On an overcast summer day driving north towards the Thirteenth and Fourteenth Borehole in Kgalagadi Transfrontier Park, Gerda and Willie van Schalkwyk stopped to photograph a striped kingfisher. Unfortunately the light was not conducive to bird photography, so they moved on. Immediately something caught their eye, a leopard moving in the distance on the far side of the Auob riverbed.
“We were so excited,” says Gerda. “By then we had been in Kgalagadi for almost 10 days and had not seen a single leopard. Leopards are the holy grail of the Kgalagadi – they’re solitary, secretive and elusive, and every sighting is special.

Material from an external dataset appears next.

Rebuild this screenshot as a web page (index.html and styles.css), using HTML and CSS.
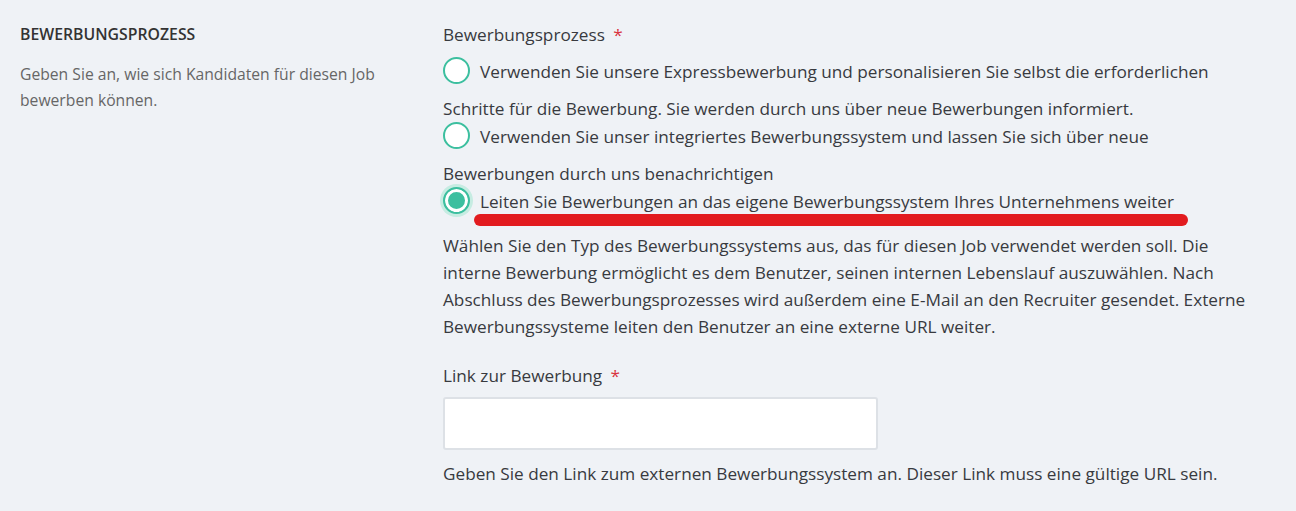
FILE: index.html
```html
<!DOCTYPE html>
<html lang="de">

<head>
    <meta charset="UTF-8">
    <meta name="viewport" content="width=device-width, initial-scale=1.0">
    <title>Bewerbungsprozess</title>
    <link rel="stylesheet" href="styles.css">
</head>

<body>
    <div class="section">
        <div class="section-info">
            <h4 class="section-title">BEWERBUNGSPROZESS</h4>
            <p class="section-text">Geben Sie an, wie sich Kandidaten für diesen Job bewerben können.</p>
        </div>
        <div class="section-fields">
            <div class="field">
                <label class="field-label">Bewerbungsprozess <span class="required">*</span></label>
                <div class="radio-option">
                    <span class="radio"></span>Verwenden Sie unsere Expressbewerbung und personalisieren Sie selbst die erforderlichen Schritte für die Bewerbung. Sie werden durch uns über neue Bewerbungen informiert.
                </div>
                <div class="radio-option">
                    <span class="radio"></span>Verwenden Sie unser integriertes Bewerbungssystem und lassen Sie sich über neue Bewerbungen durch uns benachrichtigen
                </div>
                <div class="radio-option marked">
                    <span class="radio checked"></span>Leiten Sie Bewerbungen an das eigene Bewerbungssystem Ihres Unternehmens weiter
                    <span class="red-mark"></span>
                </div>
                <p class="field-help">Wählen Sie den Typ des Bewerbungssystems aus, das für diesen Job verwendet werden soll. Die interne Bewerbung ermöglicht es dem Benutzer, seinen internen Lebenslauf auszuwählen. Nach Abschluss des Bewerbungsprozesses wird außerdem eine E-Mail an den Recruiter gesendet. Externe Bewerbungssysteme leiten den Benutzer an eine externe URL weiter.</p>
            </div>
            <div class="field">
                <label class="field-label">Link zur Bewerbung <span class="required">*</span></label>
                <input type="text" class="text-input">
                <p class="field-help">Geben Sie den Link zum externen Bewerbungssystem an. Dieser Link muss eine gültige URL sein.</p>
            </div>
        </div>
    </div>
</body>

</html>
```

FILE: styles.css
```css
body {
    margin: 0;
    background: #eff2f6;
    font-family: "Open Sans", "Noto Sans", sans-serif;
    color: #383a3f;
}

.section {
    display: flex;
    flex-direction: row;
    padding-top: 22px;
}

.section-info {
    width: 443px;
    padding-left: 20px;
    box-sizing: border-box;
    padding-right: 40px;
}

.section-title {
    margin: 3px 0 0 0;
    font-size: 15.8px;
    font-weight: 600;
    color: #333;
    line-height: 18px;
}

.section-text {
    margin: 18px 0 0 0;
    font-size: 15.7px;
    line-height: 26px;
    color: #666;
}

.section-fields {
    flex: 1;
    padding-right: 46px;
    font-size: 17.2px;
}

.field {
    margin-bottom: 23px;
}

.field-label {
    display: block;
    line-height: 26px;
    margin-bottom: 8px;
}

.required {
    color: #d9343f;
    margin-left: 4px;
}

.radio-option {
    position: relative;
    line-height: 24px;
}

.radio {
    display: inline-block;
    width: 27px;
    height: 27px;
    box-sizing: border-box;
    border: 2px solid #3cbf9f;
    border-radius: 50%;
    background: #fff;
    vertical-align: -19px;
    margin: 1px 10px 13px 0;
}

.radio.checked {
    background: #3cbf9f;
    box-shadow: inset 0 0 0 3px #fff, 0 0 0 3px #c6ece2;
}

.red-mark {
    position: absolute;
    left: 31px;
    top: 28px;
    width: 714px;
    height: 12px;
    border-radius: 6px;
    background: #e21b1f;
}

.field-help {
    margin: 5px 0 0 0;
    line-height: 27px;
}

.text-input {
    display: block;
    width: 435px;
    height: 53px;
    box-sizing: border-box;
    margin: 8px 0 10px 0;
    border: 2px solid #dde1e6;
    border-radius: 3px;
    background: #fff;
    outline: none;
}
```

“Using the Kgalagadi Leopard Project’s information we later identified this leopard as Itumeleng – a female, two years old at the time of the sighting and commonly ranging from the areas of Rooibrak to Fourteenth Borehole. We followed Itumeleng as she moved about leisurely. She then began chasing something across the riverbed towards us… she was hunting a wild cat!”
She missed her target when it outran her from the other side of the Auob riverbed to a tree closer to where Gerda and Willie had parked.
Not deterred at her failure to capture the wild cat, Itumeleng continued her search across the breadth of the riverbed. She emerged from a thicket after being up in the tree, which she had investigated and also spray-marked.
“We watched as she went up another tree and then, all of a sudden, a thud and a flurry of activity. It was Itumeleng, who had tumbled from the top branches of a camelthorn tree with a wild cat. Her strength was superior to that of the small wild cat and she overpowered it. This time she succeeded,” says Gerda.
After suffocating the cat, the leopard walked away and lay down briefly to recover. Note the scratch on her left cheek – the cat had fought back bravely.
After resting awhile she returned to her kill and started playing with it, then soon moved it out of sight.
“We stayed with her as she walked around the area, then she settled behind a tree hidden from our view. In the end a jackal appeared and when its barking became too much she emerged with her prey, and carried it across the road and up the dune on the opposite side of the riverbed,” says Gerda.
Gerda and Willie found the encounter unexpected, and slightly disturbing. Gerda remembers asking herself: ‘Do cats hunt other cats?’ The two have since learnt that they do, and that Itumeleng has of late been seen often hunting them in the vicinity of Fourteenth Borehole. They are hoping there will still be a few wild cats around for their next visit to the Kgalagadi in January 2017.